◆ **Directions**: Tally every line of the listing below that holds "page", then give the tally alone.

-- Start --

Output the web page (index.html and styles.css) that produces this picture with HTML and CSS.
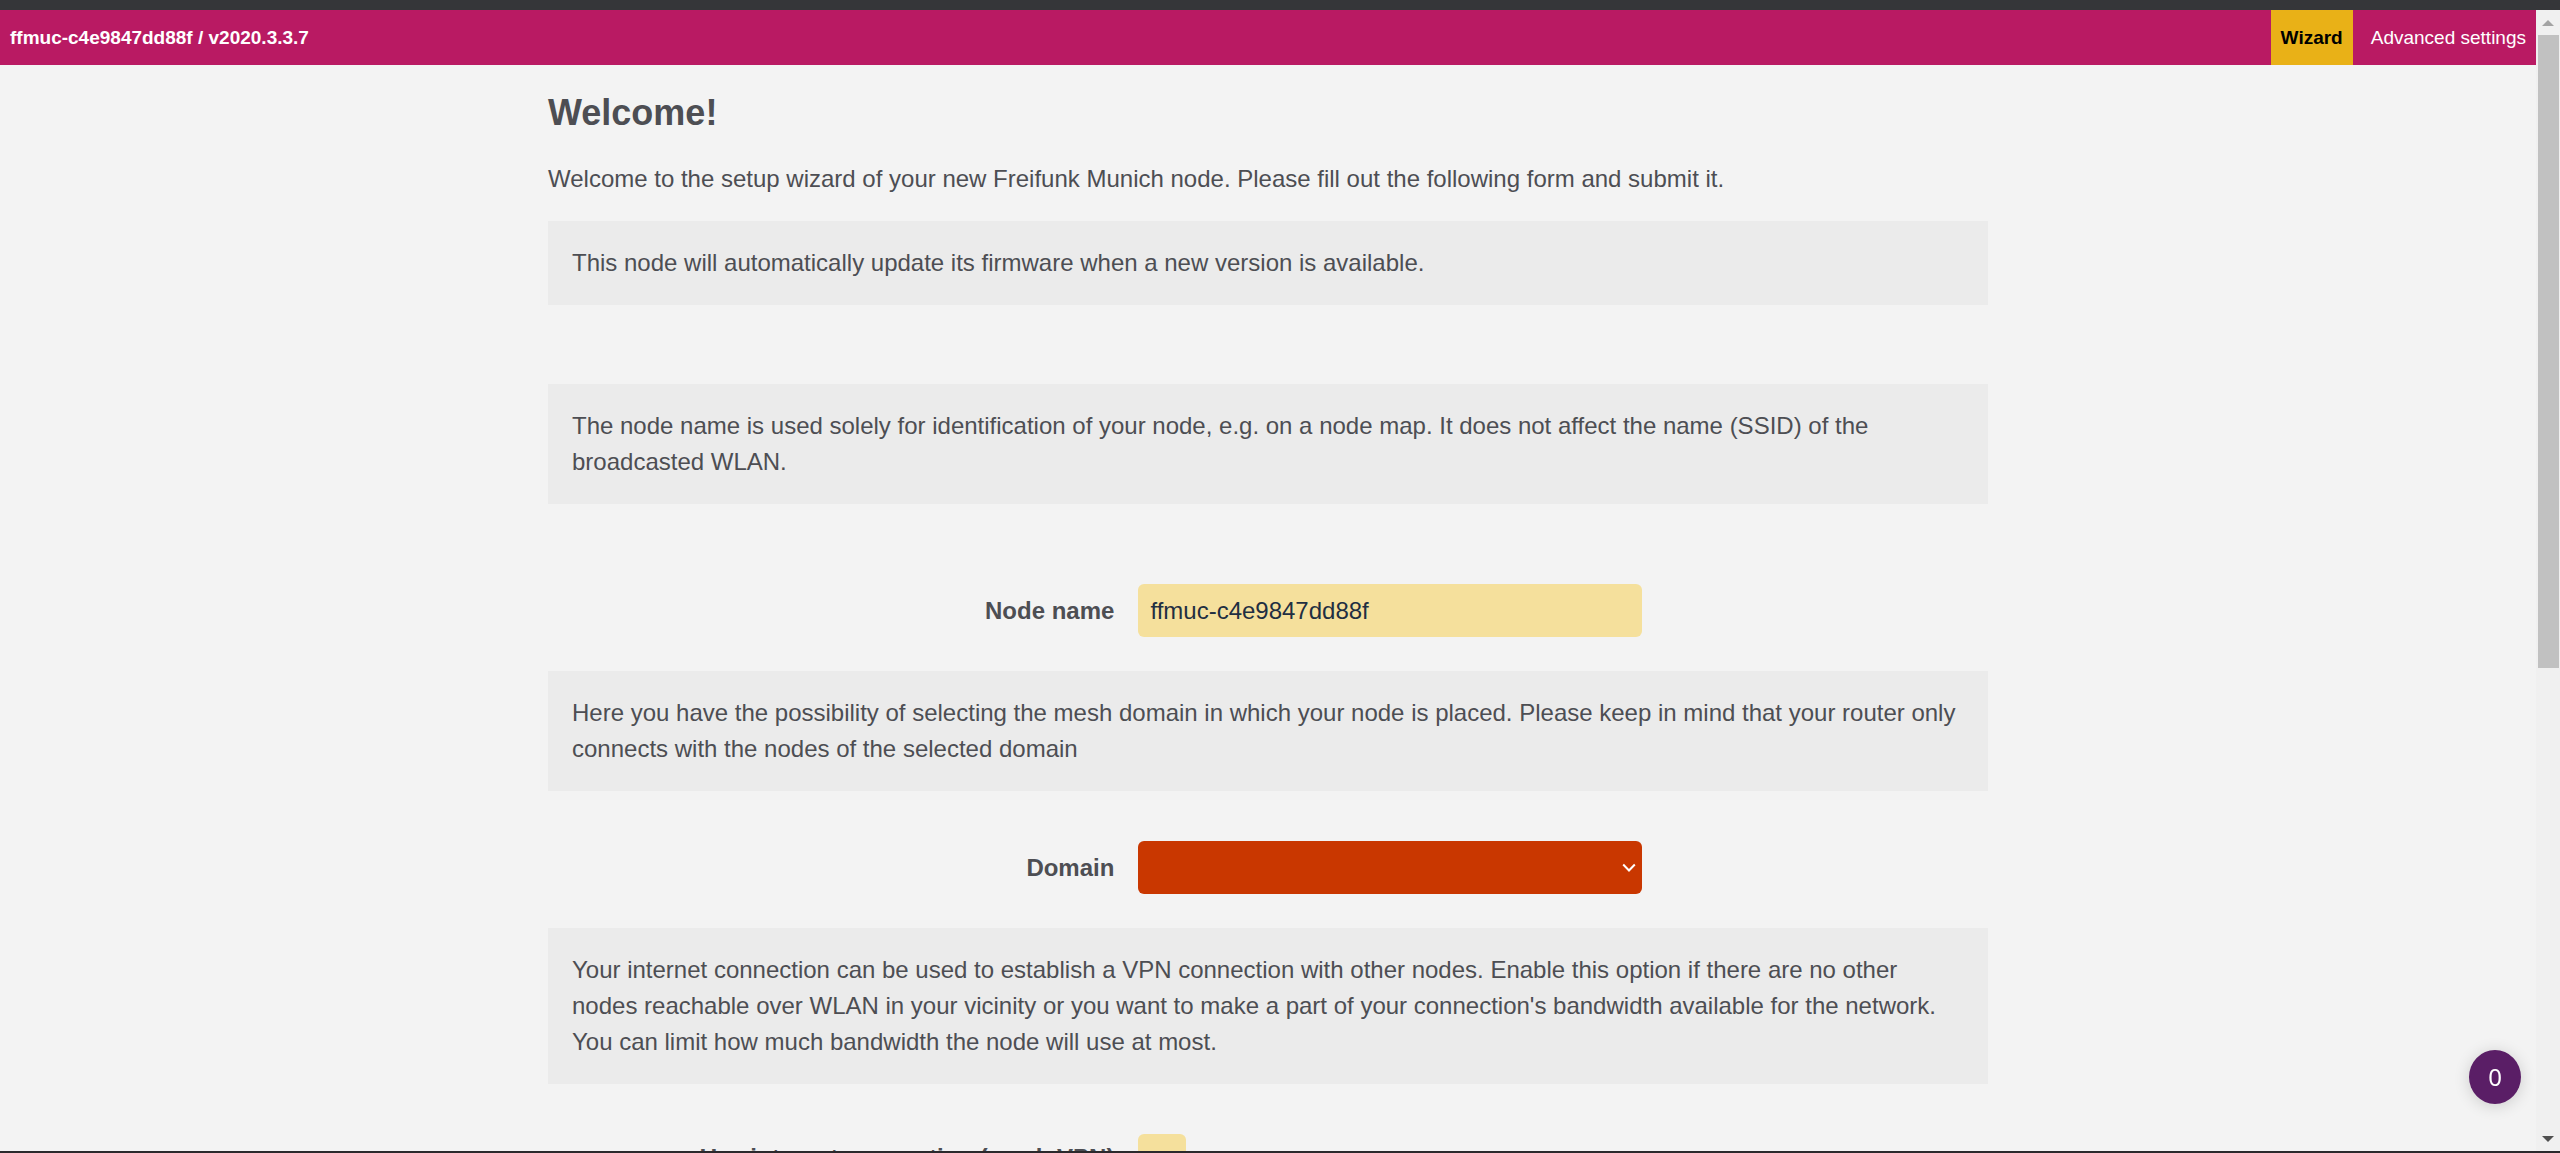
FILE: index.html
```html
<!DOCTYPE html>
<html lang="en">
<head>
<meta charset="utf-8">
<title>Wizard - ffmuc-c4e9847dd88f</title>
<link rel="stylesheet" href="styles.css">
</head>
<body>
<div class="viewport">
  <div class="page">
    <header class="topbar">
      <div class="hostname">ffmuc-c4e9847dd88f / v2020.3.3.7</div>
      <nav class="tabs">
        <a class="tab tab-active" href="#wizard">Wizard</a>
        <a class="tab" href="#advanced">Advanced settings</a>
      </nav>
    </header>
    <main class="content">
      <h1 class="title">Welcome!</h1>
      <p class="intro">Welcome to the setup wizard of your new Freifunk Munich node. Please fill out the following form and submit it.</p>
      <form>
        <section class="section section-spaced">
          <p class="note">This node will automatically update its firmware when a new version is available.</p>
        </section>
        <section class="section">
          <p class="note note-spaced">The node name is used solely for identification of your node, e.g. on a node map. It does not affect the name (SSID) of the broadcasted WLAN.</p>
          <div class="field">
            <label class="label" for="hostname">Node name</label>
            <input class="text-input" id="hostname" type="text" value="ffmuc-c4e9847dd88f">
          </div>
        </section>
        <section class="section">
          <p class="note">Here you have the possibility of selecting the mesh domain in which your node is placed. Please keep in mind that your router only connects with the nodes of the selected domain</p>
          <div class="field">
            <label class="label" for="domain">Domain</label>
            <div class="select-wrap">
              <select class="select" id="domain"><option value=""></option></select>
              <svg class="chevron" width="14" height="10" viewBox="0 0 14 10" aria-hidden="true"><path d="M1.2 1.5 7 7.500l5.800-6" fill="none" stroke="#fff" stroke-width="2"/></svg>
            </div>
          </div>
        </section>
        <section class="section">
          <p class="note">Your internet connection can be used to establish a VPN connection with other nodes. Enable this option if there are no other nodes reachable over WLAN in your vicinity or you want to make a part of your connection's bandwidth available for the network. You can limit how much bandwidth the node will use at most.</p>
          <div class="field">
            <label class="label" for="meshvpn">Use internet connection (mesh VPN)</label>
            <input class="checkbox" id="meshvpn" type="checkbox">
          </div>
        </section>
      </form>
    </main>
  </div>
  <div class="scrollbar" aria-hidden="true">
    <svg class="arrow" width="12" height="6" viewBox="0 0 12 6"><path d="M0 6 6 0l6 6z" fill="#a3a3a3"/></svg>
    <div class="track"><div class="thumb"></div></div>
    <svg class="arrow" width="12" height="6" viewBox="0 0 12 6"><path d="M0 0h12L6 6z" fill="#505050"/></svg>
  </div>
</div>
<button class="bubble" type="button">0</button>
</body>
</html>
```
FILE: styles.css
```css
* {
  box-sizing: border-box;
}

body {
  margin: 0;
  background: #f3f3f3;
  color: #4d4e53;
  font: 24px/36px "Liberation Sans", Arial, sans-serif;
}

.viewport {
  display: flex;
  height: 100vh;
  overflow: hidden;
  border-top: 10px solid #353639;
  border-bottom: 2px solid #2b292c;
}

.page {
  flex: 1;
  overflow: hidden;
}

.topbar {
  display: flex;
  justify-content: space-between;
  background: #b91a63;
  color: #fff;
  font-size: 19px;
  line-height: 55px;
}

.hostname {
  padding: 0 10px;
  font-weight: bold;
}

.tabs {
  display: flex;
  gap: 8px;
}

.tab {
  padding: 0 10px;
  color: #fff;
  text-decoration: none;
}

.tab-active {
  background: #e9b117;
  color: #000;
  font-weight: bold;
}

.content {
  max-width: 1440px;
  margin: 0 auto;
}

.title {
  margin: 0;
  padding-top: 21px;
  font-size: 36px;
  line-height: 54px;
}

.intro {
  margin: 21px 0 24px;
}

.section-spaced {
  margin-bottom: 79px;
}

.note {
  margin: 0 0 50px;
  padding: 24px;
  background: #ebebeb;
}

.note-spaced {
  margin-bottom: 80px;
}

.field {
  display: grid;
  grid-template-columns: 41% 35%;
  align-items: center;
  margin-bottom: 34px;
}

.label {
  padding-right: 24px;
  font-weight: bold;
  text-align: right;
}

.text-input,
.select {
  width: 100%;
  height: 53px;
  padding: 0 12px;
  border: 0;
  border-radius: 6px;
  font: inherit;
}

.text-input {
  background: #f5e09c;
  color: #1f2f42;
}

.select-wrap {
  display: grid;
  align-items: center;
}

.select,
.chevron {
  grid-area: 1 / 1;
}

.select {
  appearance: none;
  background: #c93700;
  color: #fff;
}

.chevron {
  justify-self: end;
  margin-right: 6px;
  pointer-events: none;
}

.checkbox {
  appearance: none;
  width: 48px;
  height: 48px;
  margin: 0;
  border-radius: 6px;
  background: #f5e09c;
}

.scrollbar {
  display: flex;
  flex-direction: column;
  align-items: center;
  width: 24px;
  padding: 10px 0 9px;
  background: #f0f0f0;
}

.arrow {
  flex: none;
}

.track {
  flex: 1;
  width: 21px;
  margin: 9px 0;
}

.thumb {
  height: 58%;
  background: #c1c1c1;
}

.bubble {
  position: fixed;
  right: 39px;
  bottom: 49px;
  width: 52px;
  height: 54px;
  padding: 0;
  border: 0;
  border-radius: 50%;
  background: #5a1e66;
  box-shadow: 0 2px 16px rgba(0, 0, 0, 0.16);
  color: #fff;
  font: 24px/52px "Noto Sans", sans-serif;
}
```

-- End --
-- Start --

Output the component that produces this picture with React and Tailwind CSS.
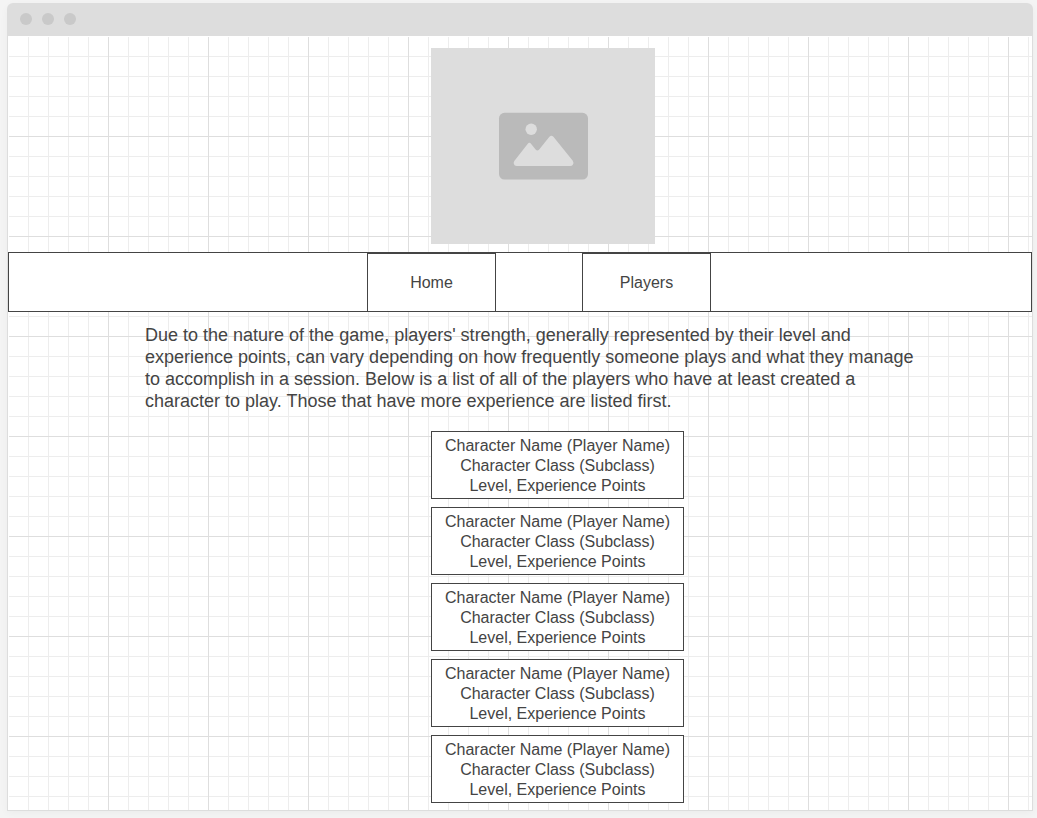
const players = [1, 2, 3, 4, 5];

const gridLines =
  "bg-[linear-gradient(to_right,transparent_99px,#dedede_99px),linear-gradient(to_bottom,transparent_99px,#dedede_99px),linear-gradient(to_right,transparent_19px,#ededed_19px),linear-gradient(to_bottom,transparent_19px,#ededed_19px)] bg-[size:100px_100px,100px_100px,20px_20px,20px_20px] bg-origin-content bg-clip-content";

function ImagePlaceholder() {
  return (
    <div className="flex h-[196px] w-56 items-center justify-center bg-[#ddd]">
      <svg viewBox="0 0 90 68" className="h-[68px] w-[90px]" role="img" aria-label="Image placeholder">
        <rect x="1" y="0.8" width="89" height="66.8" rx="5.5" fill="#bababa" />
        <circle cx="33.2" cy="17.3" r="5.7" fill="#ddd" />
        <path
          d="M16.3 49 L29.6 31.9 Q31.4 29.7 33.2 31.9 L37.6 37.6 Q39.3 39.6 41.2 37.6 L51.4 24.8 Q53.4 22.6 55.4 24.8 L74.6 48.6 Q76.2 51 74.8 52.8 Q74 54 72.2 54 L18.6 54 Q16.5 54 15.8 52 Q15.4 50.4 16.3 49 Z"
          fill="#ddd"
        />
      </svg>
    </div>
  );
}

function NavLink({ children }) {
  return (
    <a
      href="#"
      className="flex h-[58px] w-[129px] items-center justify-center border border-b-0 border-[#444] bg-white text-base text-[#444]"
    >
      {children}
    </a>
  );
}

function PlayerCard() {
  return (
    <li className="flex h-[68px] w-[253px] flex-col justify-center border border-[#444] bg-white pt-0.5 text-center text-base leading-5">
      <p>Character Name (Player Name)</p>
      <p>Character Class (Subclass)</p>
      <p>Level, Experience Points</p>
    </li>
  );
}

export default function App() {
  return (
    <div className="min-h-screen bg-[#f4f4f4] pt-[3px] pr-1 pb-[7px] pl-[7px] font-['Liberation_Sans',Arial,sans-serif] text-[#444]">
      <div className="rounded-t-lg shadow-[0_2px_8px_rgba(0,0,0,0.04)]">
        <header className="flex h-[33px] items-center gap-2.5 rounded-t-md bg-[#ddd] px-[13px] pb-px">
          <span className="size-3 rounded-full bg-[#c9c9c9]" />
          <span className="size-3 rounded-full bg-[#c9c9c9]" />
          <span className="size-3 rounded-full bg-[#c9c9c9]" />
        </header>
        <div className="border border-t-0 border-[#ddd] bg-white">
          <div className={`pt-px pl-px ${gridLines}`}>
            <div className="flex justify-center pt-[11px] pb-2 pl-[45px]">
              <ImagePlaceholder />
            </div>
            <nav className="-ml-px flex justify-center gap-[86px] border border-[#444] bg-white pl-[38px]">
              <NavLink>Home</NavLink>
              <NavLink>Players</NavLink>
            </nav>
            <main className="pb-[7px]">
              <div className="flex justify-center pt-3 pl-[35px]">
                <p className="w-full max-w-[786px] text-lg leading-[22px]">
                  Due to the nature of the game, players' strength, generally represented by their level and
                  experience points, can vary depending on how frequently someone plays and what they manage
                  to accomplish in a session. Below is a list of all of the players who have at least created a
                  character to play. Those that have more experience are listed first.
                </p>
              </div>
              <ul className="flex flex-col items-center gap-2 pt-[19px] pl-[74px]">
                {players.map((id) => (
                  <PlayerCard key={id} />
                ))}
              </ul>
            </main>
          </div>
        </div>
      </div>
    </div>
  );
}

-- End --

◆ **Finished exercise**: 3